Colleen Darnell: We begin the book with the reign of Amenhotep III, Akhenaten’s father, and how significant his mother was as well, Queen Tiye. And the origin of what Akhenaten will eventually do as king may be rooted in what happens during year thirty of his father's reign. During that jubilee festival, his father and his mother become the sun god and the sun god's consort on Earth. He may have already been born into this system where he sees his dad doing something pretty unusual but not beyond the realm of Ma-at or propriety.
The problem with looking at Akhenaten's motivations is that there's just so little evidence of what he was really thinking or why he did what he did. When he was still known as Amenhotep IV, he was looking for what the gods desired so that he was still keeping up with this facade of supporting the cults of all the gods while emphasizing the sun god. But it's only later in his reign that he seems to have crossed the line and done something that was then deemed to be inappropriate.
John Darnell: The year four of his reign is telling because it's when he gives a jubilee celebration. And the way he celebrates it, it's sort of like it's a joint jubilee between Akhenaten and Aten, the sun. Your first jubilee should be celebrated in your thirtieth regnal year. Now after that, you can celebrate them with greater rapidity throughout the rest of your reign.
Akhenaten celebrating one in year four is like him telling us, "You know, it makes no sense for me. I haven't been on the throne for 30 years. But if my father (Amenhotep III) was still alive, this would have been almost certainly about the time of his fourth jubilee." His father might very well have celebrated one at that time. What Akhenaten is telling us is that his father, Amenhotep III, had moved into this special jubilee time when he had literally become a god on earth. He had staged his own death and solar resurrection, the core tenet and story of Egyptian religion, and had actually had himself hauled on models of the mythical solar barque on lakes he had excavated. And so he moved into a special time, it seems, where he’s now living in perpetual “festival time.”
Amenhotep III also changes his art style and rejuvenated himself artistically. Many museums have examples of this post-jubilee style where the pharaoh has a big round sort of baby face. He basically has the proportions of a baby. So if we didn’t know about the even more extreme art of Akhenaten’s reign, people would probably focus on Amenhotep III much more and say, "Wow, this is really quite unusual. This is really very strange."

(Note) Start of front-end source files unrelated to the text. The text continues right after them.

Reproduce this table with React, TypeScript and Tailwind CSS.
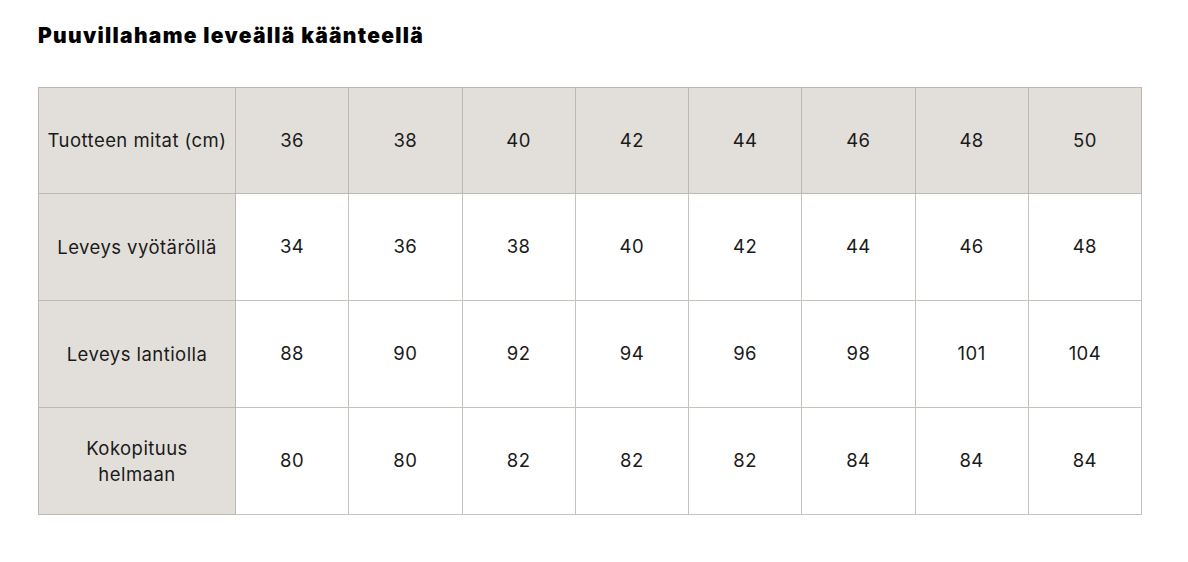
import React from 'react'

const sizes = ['36', '38', '40', '42', '44', '46', '48', '50']

const rows: { label: React.ReactNode; values: string[] }[] = [
  { label: 'Leveys vyötäröllä', values: ['34', '36', '38', '40', '42', '44', '46', '48'] },
  { label: 'Leveys lantiolla', values: ['88', '90', '92', '94', '96', '98', '101', '104'] },
  { label: <>Kokopituus<br />helmaan</>, values: ['80', '80', '82', '82', '82', '84', '84', '84'] },
]

export default function App() {
  return (
    <div className="min-h-[562px] w-[1188px] bg-white text-[#1a1a1a]" style={{ fontFamily: 'Inter, "Noto Sans", sans-serif' }}>
      <div className="pl-[38px] pt-[21px]">
        <h1 className="text-[21px] leading-[30px] font-black tracking-[1.3px] text-black">
          Puuvillahame leveällä käänteellä
        </h1>

        {/* Size table */}
        <table className="mt-[36px] w-[1104px] table-fixed border-collapse border border-[#a19c95] text-[18.5px] tracking-[0.45px]">
          <colgroup>
            <col className="w-[197px]" />
            {sizes.map(s => <col key={s} />)}
          </colgroup>
          <thead>
            <tr className="h-[106px] bg-[#e2dfda]">
              <th className="border border-[#bdb8b1] px-0 text-center font-normal">Tuotteen mitat (cm)</th>
              {sizes.map(s => (
                <th key={s} className="border border-[#bdb8b1] text-center font-normal">{s}</th>
              ))}
            </tr>
          </thead>
          <tbody>
            {rows.map((r, i) => (
              <tr key={i} className="h-[107px]">
                <td className="border border-[#bdb8b1] bg-[#e2dfda] px-2 text-center leading-[26px]">{r.label}</td>
                {r.values.map((v, j) => (
                  <td key={j} className="border border-[#c6c2bc] text-center">{v}</td>
                ))}
              </tr>
            ))}
          </tbody>
        </table>
      </div>
    </div>
  )
}
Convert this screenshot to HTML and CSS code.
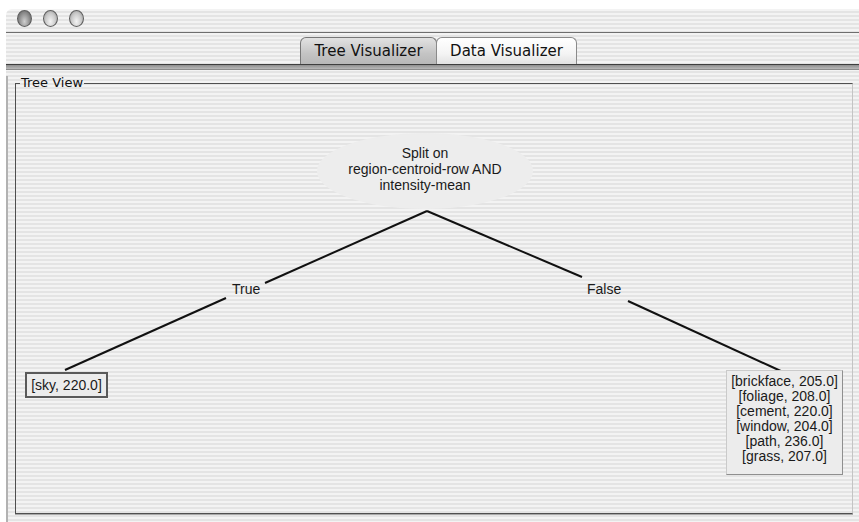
FILE: index.html
```html
<!DOCTYPE html>
<html lang="en">
<head>
    <meta charset="UTF-8">
    <title>Weka Classifier Tree Visualizer</title>
    <link rel="stylesheet" href="styles.css">
</head>
<body>
<div class="window">
    <div class="titlebar">
        <span class="light light-close"></span>
        <span class="light"></span>
        <span class="light"></span>
    </div>
    <div class="tabbar">
        <div class="tab tab-active">Tree Visualizer</div>
        <div class="tab tab-data">Data Visualizer</div>
    </div>
    <div class="tab-edge"></div>
    <div class="pane">
        <fieldset class="tree-view">
            <legend>Tree View</legend>
            <div class="canvas">
                <svg class="edges" width="836" height="423" viewBox="0 0 836 423">
                    <line x1="411" y1="121" x2="249" y2="193"/>
                    <line x1="210" y1="208" x2="49" y2="280"/>
                    <line x1="411" y1="121" x2="566" y2="187"/>
                    <line x1="612" y1="211" x2="767" y2="282"/>
                </svg>
                <div class="node node-root">Split on<br>region-centroid-row AND<br>intensity-mean</div>
                <span class="edge-label label-true">True</span>
                <span class="edge-label label-false">False</span>
                <div class="node node-sky">[sky, 220.0]</div>
                <div class="node node-rest">
                    [brickface, 205.0]<br>
                    [foliage, 208.0]<br>
                    [cement, 220.0]<br>
                    [window, 204.0]<br>
                    [path, 236.0]<br>
                    [grass, 207.0]
                </div>
            </div>
        </fieldset>
    </div>
</div>
</body>
</html>
```

FILE: styles.css
```css
*{
    margin: 0;
    padding: 0;
    box-sizing: border-box;
}
body{
    background: #fff;
    font-family: "Liberation Sans", Arial, sans-serif;
    color: #1a1a1a;
}
.window{
    width: 853px;
    height: 513px;
    margin: 9px 0 0 6px;
    border-radius: 6px 0 0 0;
    overflow: hidden;
    background: repeating-linear-gradient(#f3f3f3 0 2px, #e4e4e4 2px 4px);
}
.titlebar{
    height: 24px;
    display: flex;
    gap: 11px;
    padding: 1px 0 0 11px;
    border-bottom: 1px solid #6e6e6e;
}
.light{
    width: 15px;
    height: 17px;
    border-radius: 50%;
    border: 1px solid #5e5e5e;
    background: radial-gradient(ellipse at 50% 70%, #f4f4f4 0, #c9c9c9 55%, #8a8a8a 100%);
}
.light-close{
    background: radial-gradient(ellipse at 50% 70%, #cfcfcf 0, #8f8f8f 55%, #555 100%);
}
.tabbar{
    height: 31px;
    display: flex;
    align-items: flex-end;
    padding-left: 294px;
}
.tab{
    height: 27px;
    border: 1px solid #8a8a8a;
    border-bottom: none;
    border-radius: 6px 6px 0 0;
    font: 15px "DejaVu Sans", sans-serif;
    line-height: 26px;
    text-align: center;
    color: #111;
}
.tab-active{
    width: 137px;
    background: linear-gradient(#e2e2e2, #c4c4c4 60%, #b8b8b8);
    border-color: #777;
}
.tab-data{
    width: 141px;
    margin-left: -1px;
    background: linear-gradient(#ffffff, #f4f4f4 60%, #e2e2e2);
}
.tab-edge{
    height: 6px;
    border-top: 1px solid #3e3e3e;
    border-bottom: 1px solid #8c8c8c;
    background: linear-gradient(#8f8f8f, #b9b9b9);
}
.pane{
    height: 452px;
    border-left: 2px solid #b2b2b2;
    padding-left: 7px;
}
.tree-view{
    width: 838px;
    margin-top: 6px;
    border: 1px solid #4f4f4f;
    border-right-color: #c4c4c4;
    box-shadow: 0 1px 0 #a9a9a9;
    min-width: 0;
}
.tree-view legend{
    margin-left: 4px;
    padding: 0 1px;
    font: 13px "DejaVu Sans", sans-serif;
    line-height: 14px;
    color: #111;
}
.canvas{
    position: relative;
    height: 423px;
}
.edges{
    position: absolute;
    left: 0;
    top: 0;
}
.edges line{
    stroke: #111;
    stroke-width: 2;
}
.node{
    position: absolute;
    font-size: 14px;
    text-align: center;
}
.node-root{
    left: 301px;
    top: 43px;
    width: 216px;
    height: 76px;
    border-radius: 50%;
    background: #ededed;
    line-height: 16px;
    display: flex;
    align-items: center;
    justify-content: center;
    padding-bottom: 4px;
}
.edge-label{
    position: absolute;
    font-size: 14px;
    line-height: 16px;
}
.label-true{
    left: 216px;
    top: 191px;
}
.label-false{
    left: 571px;
    top: 191px;
}
.node-sky{
    left: 9px;
    top: 282px;
    width: 83px;
    height: 26px;
    border: 2px solid #5a5a5a;
    background: #ececec;
    line-height: 22px;
}
.node-rest{
    left: 710px;
    top: 280px;
    width: 117px;
    height: 105px;
    padding-top: 3px;
    border: 1px solid;
    border-color: #cacaca #8f8f8f #8f8f8f #cacaca;
    background: #ececec;
    line-height: 15px;
}
```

So building a new jubilee city, developing a new artistic style to reflect a religious change he had undergone during his jubilee, and living in a ritualistic festival time are things that Akhenaten does that his father also did. It's very much copying, building on and expanding things that his father did.
Octavian Report: What do we know about why he became focused on the incorporeal sun disc, the Aten, as opposed to any of the other deities or any of the other parts of the religion?
Colleen Darnell: When people think of Egypt, they think of animal-headed gods: Anubis, Isis, Osiris, the ruler of the underworld. But from the time the pyramids are built, if not before, Egyptian religion is a solar religion. The sun god is behind all things. And increasingly in the New Kingdom, in the 18th Dynasty, starting about 1550 BCE, we see the sun god gain importance in terms of how the king is talking about his relationship to divinity.
So there seems to be this very close connection between the king and the sun god early on. And it only becomes more prominent. That seems to be why Akhenaten focuses on the sun. It's already in the air, this transitional period where solar religion is already becoming more and more prominent, and all other gods are somehow being related to the sun.
And Amenhotep III did that by comparing himself to the sun god. So it's almost more of a natural progression than this sudden crisis or heretical movement on Akhenaten's part.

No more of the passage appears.